Entries taken from a collection
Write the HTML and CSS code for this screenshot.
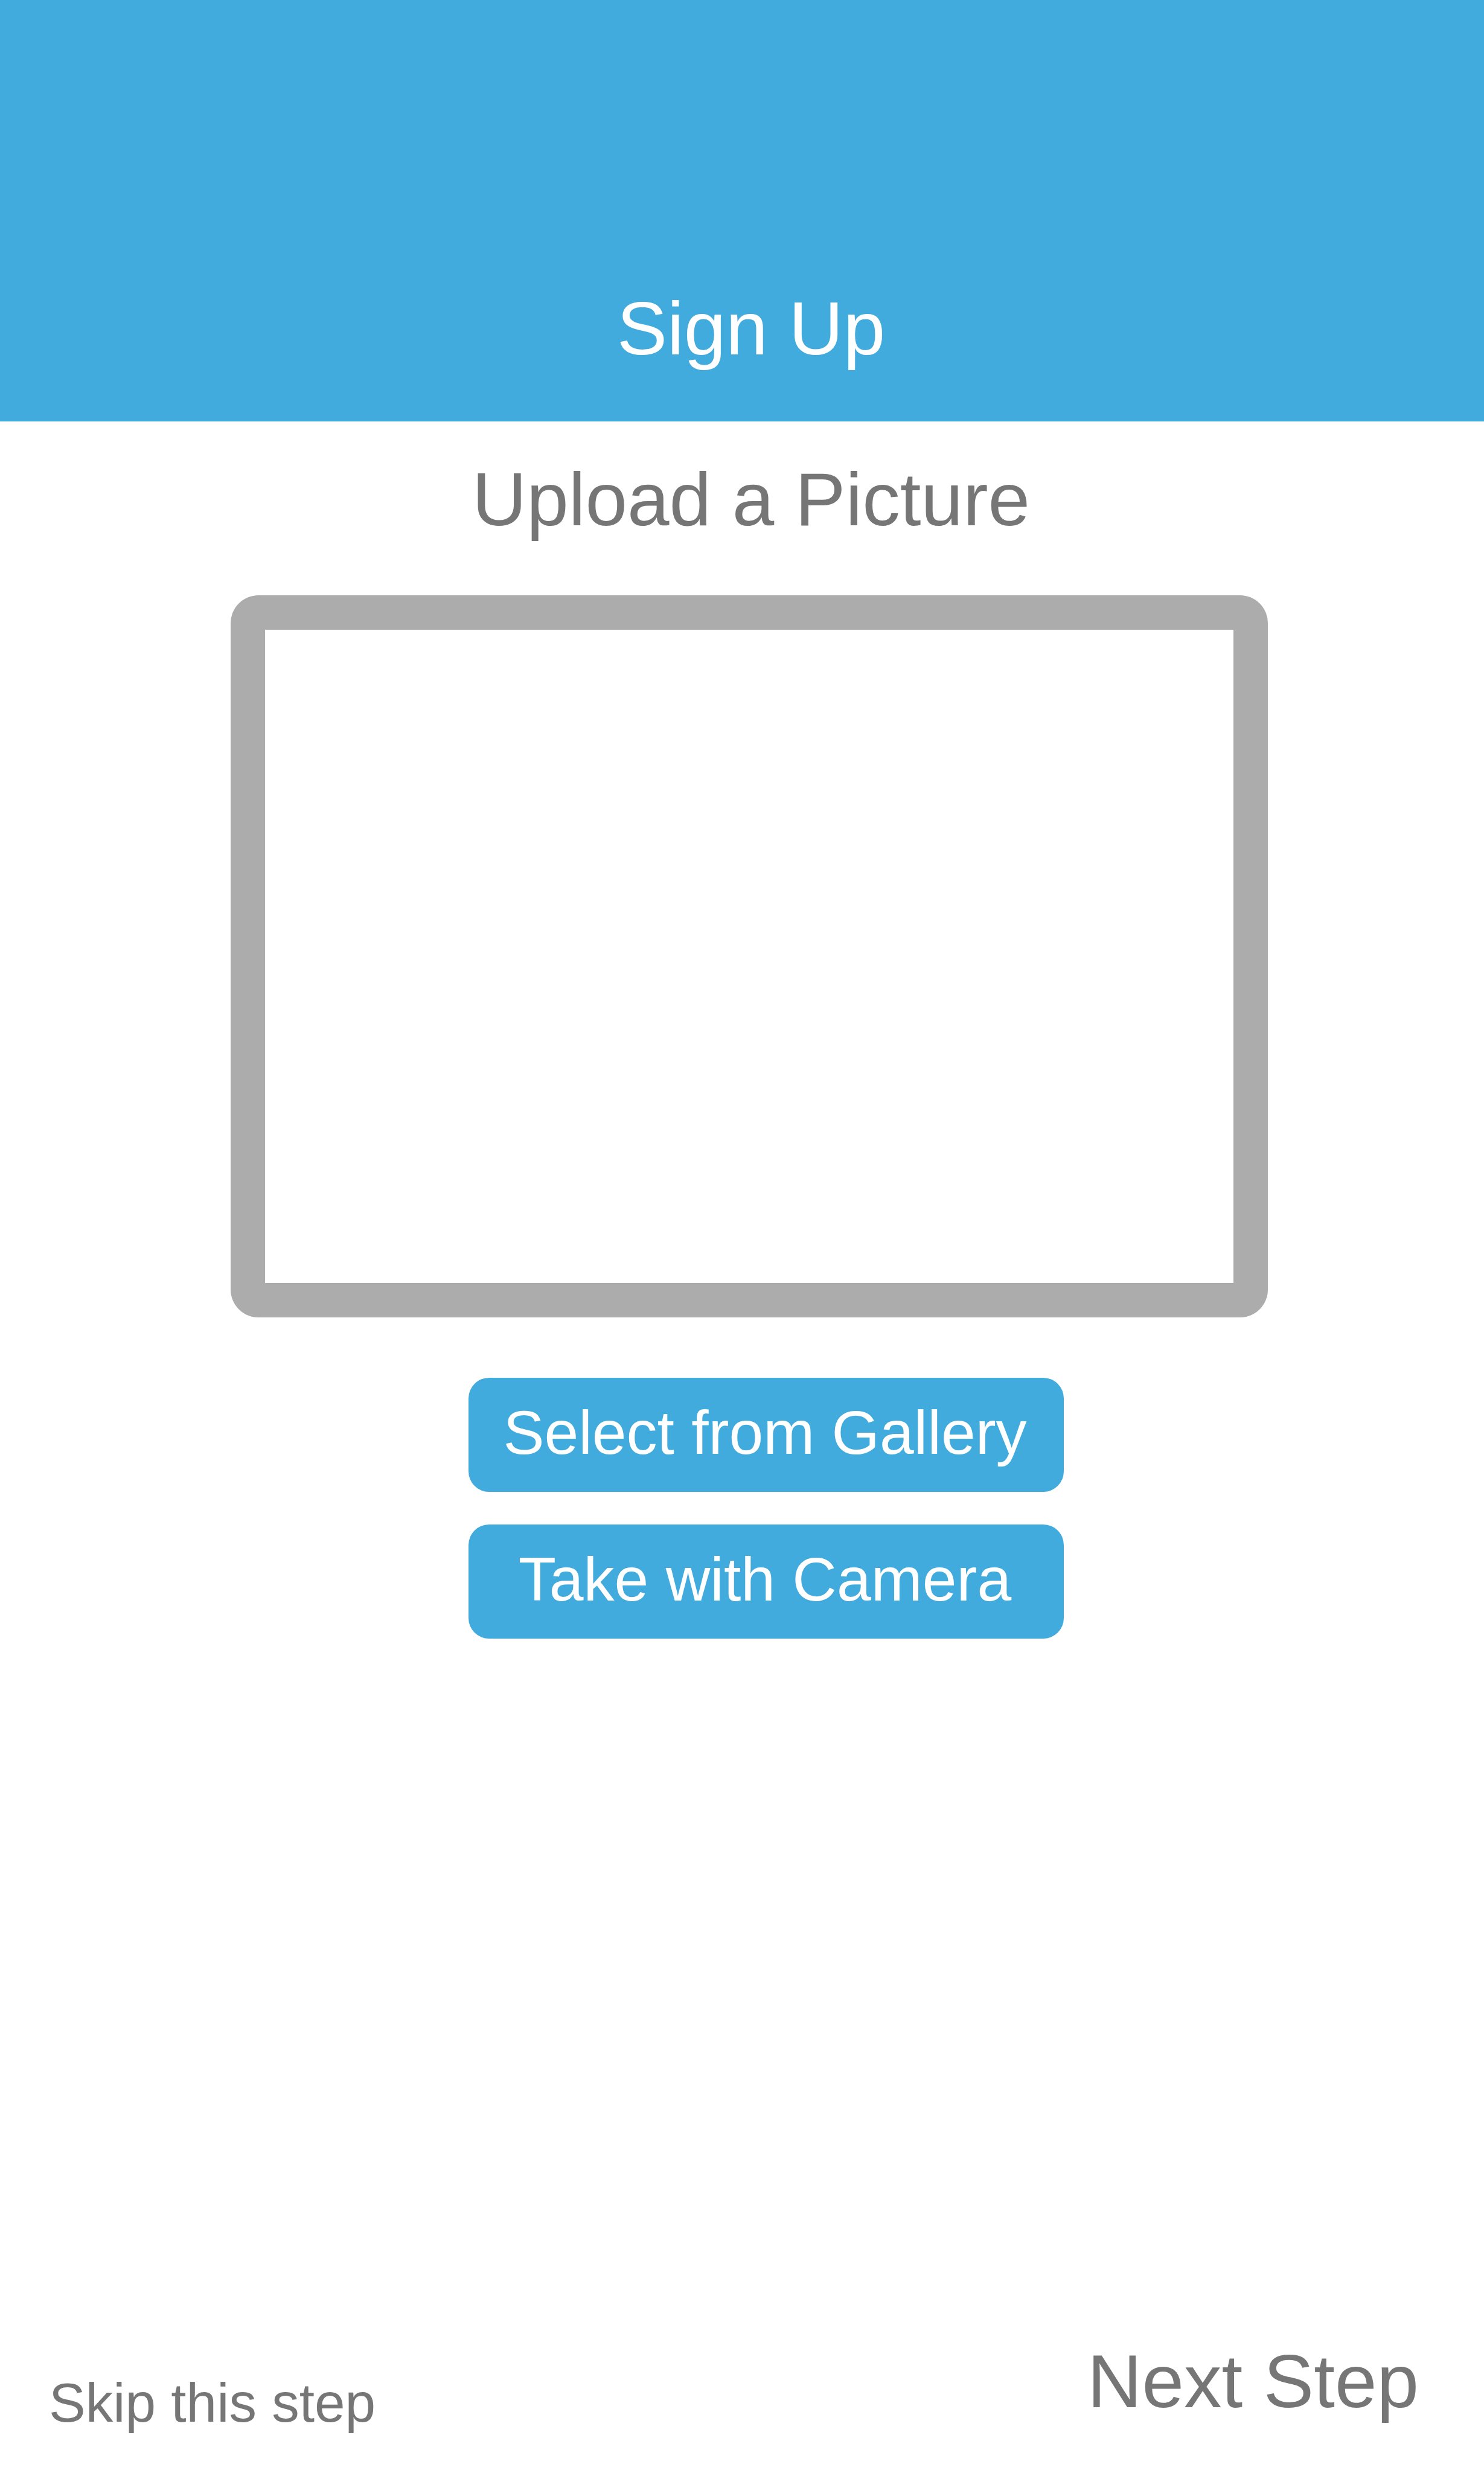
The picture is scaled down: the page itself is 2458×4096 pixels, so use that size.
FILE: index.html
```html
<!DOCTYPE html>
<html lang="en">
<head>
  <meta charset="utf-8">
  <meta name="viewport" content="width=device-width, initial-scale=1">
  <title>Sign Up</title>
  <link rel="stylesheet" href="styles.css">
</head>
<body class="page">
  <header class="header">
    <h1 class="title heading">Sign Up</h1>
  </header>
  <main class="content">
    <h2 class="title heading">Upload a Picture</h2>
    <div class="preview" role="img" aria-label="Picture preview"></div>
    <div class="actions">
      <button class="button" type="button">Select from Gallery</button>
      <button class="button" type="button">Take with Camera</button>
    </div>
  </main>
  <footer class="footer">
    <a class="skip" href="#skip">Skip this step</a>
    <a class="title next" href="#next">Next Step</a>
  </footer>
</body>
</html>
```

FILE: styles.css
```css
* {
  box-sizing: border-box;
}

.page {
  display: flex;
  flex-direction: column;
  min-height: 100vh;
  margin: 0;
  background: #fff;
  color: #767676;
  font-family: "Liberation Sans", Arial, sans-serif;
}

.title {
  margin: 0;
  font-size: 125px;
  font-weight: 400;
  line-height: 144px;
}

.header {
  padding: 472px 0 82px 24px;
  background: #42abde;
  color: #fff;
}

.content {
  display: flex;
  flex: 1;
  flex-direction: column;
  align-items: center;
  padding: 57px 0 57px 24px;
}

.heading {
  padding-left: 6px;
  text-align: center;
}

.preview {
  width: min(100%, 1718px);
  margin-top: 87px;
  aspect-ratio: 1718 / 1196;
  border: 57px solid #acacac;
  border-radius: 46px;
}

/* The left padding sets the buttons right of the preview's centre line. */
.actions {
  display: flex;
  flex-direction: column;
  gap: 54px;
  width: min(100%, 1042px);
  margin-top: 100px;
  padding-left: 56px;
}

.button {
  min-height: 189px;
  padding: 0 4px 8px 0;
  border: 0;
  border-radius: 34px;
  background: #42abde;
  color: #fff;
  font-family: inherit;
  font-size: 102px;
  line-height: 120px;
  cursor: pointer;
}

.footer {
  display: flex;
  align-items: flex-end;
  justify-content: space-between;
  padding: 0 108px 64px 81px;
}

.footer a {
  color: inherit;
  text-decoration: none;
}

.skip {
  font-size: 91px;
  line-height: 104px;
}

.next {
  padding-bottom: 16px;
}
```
...
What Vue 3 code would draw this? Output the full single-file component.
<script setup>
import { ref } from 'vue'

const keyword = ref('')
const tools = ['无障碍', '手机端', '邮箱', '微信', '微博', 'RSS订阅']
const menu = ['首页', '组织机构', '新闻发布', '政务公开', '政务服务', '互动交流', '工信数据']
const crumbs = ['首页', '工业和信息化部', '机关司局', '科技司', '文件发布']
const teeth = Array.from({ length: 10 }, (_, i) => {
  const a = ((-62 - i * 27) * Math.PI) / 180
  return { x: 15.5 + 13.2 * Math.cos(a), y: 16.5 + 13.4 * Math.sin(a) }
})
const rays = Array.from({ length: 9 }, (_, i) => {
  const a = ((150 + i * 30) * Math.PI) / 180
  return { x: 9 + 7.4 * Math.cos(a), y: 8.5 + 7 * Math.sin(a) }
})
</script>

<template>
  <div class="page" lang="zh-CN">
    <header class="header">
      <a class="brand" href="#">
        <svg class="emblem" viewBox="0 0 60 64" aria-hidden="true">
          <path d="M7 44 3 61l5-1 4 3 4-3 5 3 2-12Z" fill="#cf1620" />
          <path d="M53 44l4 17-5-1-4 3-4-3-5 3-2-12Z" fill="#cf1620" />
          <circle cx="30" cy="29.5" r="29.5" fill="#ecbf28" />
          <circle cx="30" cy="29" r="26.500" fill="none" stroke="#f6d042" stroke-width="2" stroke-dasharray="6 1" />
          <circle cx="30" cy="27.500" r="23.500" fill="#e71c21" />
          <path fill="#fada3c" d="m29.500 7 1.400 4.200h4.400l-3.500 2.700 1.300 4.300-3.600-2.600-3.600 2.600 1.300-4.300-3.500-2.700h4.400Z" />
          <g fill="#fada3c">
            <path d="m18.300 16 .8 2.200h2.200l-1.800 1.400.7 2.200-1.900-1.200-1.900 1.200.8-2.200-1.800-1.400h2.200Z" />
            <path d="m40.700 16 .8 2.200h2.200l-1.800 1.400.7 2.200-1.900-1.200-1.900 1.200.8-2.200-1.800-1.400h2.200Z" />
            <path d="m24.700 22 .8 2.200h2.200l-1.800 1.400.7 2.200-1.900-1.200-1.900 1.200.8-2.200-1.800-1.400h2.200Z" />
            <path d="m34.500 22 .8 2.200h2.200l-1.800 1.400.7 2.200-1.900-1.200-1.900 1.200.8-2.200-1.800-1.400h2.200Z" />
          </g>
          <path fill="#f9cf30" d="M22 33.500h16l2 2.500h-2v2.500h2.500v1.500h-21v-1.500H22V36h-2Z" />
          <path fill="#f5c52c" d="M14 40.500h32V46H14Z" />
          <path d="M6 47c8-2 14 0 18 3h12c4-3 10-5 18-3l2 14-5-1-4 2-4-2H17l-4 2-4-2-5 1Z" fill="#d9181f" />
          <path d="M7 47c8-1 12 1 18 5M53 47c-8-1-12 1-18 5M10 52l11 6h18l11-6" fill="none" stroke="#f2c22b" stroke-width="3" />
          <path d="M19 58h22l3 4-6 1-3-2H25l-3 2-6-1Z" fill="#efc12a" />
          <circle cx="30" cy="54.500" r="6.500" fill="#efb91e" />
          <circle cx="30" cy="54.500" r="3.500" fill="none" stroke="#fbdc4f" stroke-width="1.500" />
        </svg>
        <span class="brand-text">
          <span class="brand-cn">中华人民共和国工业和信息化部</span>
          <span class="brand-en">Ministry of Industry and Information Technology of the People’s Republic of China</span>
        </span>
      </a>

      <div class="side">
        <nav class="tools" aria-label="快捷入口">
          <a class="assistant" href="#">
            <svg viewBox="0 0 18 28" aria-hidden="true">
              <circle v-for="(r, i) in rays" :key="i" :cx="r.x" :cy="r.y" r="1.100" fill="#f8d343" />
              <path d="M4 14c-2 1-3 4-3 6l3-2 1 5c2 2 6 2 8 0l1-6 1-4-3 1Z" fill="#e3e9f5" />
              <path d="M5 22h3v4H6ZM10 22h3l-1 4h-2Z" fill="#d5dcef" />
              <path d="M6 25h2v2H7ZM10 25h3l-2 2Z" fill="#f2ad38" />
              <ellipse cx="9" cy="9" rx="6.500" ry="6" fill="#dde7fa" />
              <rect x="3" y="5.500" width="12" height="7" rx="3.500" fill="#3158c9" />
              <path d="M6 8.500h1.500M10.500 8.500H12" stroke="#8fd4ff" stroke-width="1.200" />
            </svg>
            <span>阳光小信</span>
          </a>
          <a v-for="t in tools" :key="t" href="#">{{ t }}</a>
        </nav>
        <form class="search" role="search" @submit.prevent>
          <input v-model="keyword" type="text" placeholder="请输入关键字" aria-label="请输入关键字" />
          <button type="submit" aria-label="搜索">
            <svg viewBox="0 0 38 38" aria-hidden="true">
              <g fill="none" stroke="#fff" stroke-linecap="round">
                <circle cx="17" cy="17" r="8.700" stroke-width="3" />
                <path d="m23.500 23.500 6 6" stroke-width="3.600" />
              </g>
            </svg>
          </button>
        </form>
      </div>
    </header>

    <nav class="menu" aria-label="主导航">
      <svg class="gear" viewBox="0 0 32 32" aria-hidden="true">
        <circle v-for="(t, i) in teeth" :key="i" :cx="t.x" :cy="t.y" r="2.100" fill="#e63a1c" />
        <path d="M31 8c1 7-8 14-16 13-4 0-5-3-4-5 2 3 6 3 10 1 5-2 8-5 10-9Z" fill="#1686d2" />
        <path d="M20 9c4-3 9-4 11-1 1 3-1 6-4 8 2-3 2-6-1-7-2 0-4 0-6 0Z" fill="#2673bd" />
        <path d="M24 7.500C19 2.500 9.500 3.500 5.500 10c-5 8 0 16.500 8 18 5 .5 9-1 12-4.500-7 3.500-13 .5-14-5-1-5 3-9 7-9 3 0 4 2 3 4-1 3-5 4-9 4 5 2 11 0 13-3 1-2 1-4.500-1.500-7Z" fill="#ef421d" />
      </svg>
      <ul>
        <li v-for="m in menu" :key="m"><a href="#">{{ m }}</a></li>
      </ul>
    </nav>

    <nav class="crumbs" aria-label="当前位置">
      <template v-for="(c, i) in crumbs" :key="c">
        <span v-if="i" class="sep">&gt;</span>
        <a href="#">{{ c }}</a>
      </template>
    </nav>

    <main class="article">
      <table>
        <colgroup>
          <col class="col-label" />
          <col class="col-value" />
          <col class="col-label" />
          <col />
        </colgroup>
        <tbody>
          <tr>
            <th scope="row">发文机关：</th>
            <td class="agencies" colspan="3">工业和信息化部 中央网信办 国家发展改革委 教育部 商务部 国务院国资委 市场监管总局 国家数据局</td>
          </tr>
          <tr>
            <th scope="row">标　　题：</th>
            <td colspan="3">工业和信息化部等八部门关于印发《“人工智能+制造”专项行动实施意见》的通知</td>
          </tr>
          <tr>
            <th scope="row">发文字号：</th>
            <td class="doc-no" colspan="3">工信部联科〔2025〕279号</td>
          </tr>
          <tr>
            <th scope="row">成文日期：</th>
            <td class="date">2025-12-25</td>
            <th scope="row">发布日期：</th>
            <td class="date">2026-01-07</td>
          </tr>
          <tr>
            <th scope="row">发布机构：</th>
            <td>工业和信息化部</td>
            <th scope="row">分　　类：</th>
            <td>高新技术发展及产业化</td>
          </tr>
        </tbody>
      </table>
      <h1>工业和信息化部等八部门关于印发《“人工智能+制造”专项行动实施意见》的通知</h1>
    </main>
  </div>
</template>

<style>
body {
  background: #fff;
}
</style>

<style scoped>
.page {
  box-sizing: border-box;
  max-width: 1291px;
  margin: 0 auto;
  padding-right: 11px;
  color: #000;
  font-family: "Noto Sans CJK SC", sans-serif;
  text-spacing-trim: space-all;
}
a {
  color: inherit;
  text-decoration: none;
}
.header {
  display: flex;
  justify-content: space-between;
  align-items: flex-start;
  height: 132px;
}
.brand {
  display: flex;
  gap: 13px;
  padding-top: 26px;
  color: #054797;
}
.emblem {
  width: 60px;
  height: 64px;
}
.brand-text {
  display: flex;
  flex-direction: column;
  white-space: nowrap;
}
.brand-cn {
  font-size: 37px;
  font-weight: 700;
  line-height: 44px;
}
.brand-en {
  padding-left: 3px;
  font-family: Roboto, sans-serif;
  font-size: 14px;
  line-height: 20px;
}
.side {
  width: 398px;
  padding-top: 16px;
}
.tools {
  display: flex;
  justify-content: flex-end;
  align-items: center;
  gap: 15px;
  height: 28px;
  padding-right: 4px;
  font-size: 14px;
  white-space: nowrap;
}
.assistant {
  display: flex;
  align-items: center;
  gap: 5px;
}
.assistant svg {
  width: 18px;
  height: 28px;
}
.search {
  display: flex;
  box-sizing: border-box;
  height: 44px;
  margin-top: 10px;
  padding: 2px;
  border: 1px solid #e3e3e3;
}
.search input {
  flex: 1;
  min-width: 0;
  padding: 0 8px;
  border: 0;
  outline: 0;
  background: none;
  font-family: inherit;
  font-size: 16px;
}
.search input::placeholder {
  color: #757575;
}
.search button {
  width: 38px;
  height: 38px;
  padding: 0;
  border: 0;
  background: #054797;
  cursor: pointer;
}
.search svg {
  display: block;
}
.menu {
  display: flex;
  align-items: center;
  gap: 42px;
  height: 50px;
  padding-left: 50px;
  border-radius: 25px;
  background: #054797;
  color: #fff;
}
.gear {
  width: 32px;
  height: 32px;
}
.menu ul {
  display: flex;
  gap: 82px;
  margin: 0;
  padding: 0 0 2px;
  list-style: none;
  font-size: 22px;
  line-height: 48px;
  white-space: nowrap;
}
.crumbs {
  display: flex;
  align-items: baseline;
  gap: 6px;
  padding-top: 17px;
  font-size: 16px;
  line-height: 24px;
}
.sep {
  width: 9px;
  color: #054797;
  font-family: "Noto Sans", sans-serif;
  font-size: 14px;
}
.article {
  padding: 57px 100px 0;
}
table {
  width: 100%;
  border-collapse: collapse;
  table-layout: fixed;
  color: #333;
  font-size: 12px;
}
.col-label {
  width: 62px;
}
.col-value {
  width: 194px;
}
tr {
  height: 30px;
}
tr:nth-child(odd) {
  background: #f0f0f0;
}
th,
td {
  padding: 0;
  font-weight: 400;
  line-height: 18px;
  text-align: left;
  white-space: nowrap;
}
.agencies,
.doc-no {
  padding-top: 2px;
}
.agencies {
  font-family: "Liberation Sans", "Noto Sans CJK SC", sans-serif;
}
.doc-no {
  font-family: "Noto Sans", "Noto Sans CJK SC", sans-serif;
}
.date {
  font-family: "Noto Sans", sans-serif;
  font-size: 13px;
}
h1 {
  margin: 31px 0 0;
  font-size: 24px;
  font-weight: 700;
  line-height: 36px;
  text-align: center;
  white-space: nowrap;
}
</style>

— Task to complete —
Where a line of the entries contains the word "code", copy that line.

— Correct response —
Write the HTML and CSS code for this screenshot.
What Vue 3 code would draw this? Output the full single-file component.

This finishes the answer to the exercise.